A glazing sub who orders from an outside manufacturer has no control over lead times once the order is placed. If the manufacturer slips, your schedule eats it. In-house fabrication means the sub can absorb short-term schedule pressure by reprioritizing their shop floor — and tighter QC because the same team measuring is doing the cutting.
What is your current lead time from signed contract to installation start?
Material lead times for commercial-spec glass run 4–8 weeks depending on product. A sub with in-house fabrication can often compress this to 3–5 weeks on standard specs. Get a number in writing at contract execution.
Can you provide a current COI naming our company as additional insured?
No COI, no site access. Look at the limits: commercial glazing scopes typically require $1M per occurrence / $2M aggregate minimum. Verify the policy hasn't lapsed — some subs carry a current certificate on a lapsed policy.
What is your EMR?
The Experience Modification Rate is a safety score from the workers' comp carrier. 1.0 is industry average; below 1.0 is safer-than-average. Many GCs and owners require below 1.0 or 0.85 for site access. A sub who doesn't know their EMR hasn't done commercial work at scale.
Can you provide 2–3 references from similar project types?
Ask for references from the same project type you're bidding — hotel, restaurant, office, multifamily. Call them. Ask: did they show up when they said they would? Punch list callbacks? How did they handle change orders?
How do you handle submittals?
Ask if they submit internally or use a third party. Ask how long they need between NTP and submittal delivery. A competent glazing sub should deliver shop drawings within 5–7 business days of receiving approved plans.
How do you handle RFIs?
Experienced subs catch field conditions and spec conflicts early and document them through RFIs. A sub who goes quiet and hits you with a change order at the end didn't earn a second project.
Part 2 — Reading a Prequal Package
| Document | What You’re Looking For |
|---|---|
| Contractor's License | Verify current with TDLR. Specialty glazing requires a licensed contractor in Texas. |
| Certificate of Insurance | Min. $1M/$2M GL, workers' comp active, your entity as additional insured. Check the expiration date. |
| EMR Letter | Issued by workers' comp carrier. Should show rate and 3-year trend. Rising EMR (even under 1.0) is worth asking about. |
| Bonding Letter | Confirms bondable up to a stated limit. Required on some scopes — even if not, a bondable sub is more financially stable. |
| Project List | Look for comparable project type and scale, not just total volume. Residential shower doors ≠ hotel fit-out experience. |
Part 3 — Pricing Benchmarks for DFW Commercial Scopes (2026)

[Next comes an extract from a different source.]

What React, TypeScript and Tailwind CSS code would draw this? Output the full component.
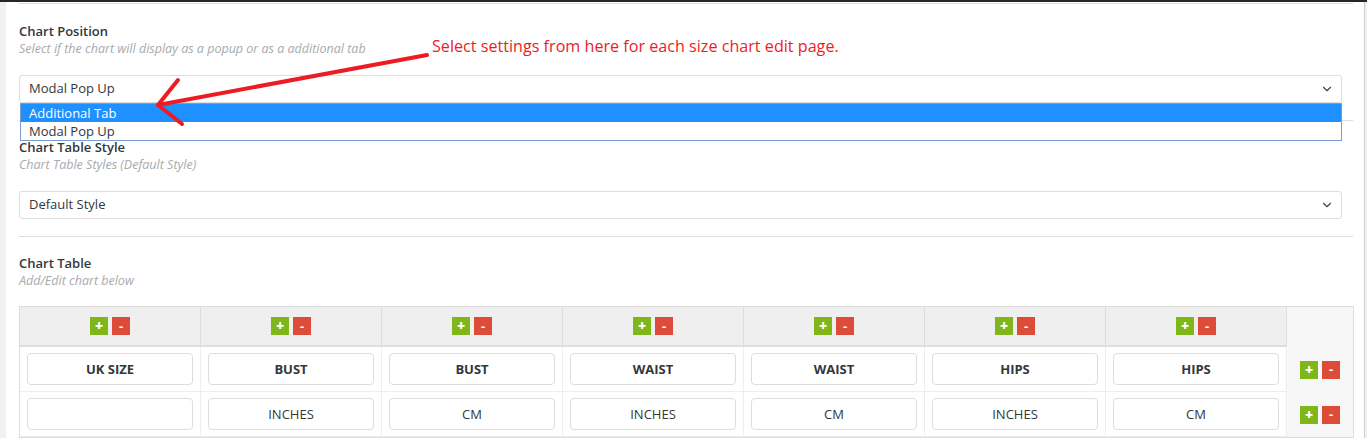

Rough order-of-magnitude ranges. Final bids vary by specification, access conditions, phasing, and volume.
| Scope | Typical Range |
|---|---|
| Storefront system (per linear foot, installed) | $85–$145 / LF |
| Curtain wall (per SF, installed) | $65–$120 / SF |
| Interior glass partition — frameless (per LF) | $120–$200 / LF |
| Interior glass partition — framed (per LF) | $75–$110 / LF |
| Commercial frameless shower enclosure (hotel/multi-unit) | $1,200–$2,400 / unit |
| Glass railing (per LF, installed) | $150–$280 / LF |
| Window replacement, commercial building (per opening) | $350–$700 / opening |
On mitered corners: A mitered glass corner (45° cut, no visible silicone bead) runs approximately the same material cost as a conventional butt joint. The difference is labor and capability. On hotel lobbies, restaurant buildouts, or high-spec office spaces where finished appearance matters to the owner, mitered corners are a meaningful differentiator worth specifying.
Part 4 — Lead Times in 2026
Plan these into your schedule at preconstruction — not after contract execution.
| Material / Item | Lead Time from Order |
|---|---|
| Standard tempered glass (clear) | 2–3 weeks |
| Low-e coated glass (common spec) | 3–5 weeks |
| Laminated safety glass | 3–6 weeks |
| Fritted or specialty patterned glass | 6–10 weeks |
| Structural glass (high-spec commercial) | 8–14 weeks |
| Custom aluminum framing systems | 4–8 weeks |
Rule of thumb: If glazing is on your critical path, your glazing sub should be receiving approved shop drawings no later than 8 weeks before your target install date for standard commercial specs. For custom glass or specialty systems, 12–14 weeks is a safer buffer.
Part 5 — Red Flags
Working With Infinity Glass & Glazing
We’re a commercial glazing contractor based in Corinth, TX with 30 years of commercial work in Stockton, CA — storefronts, curtain walls, hotel fit-outs, office partitions. We just opened the DFW location with the same crew and standards as the original company. Our prequal package (COI, license, EMR, bonding letter) is ready to submit same-day. Bay Area GC and hotel references available — call them and ask the hard questions.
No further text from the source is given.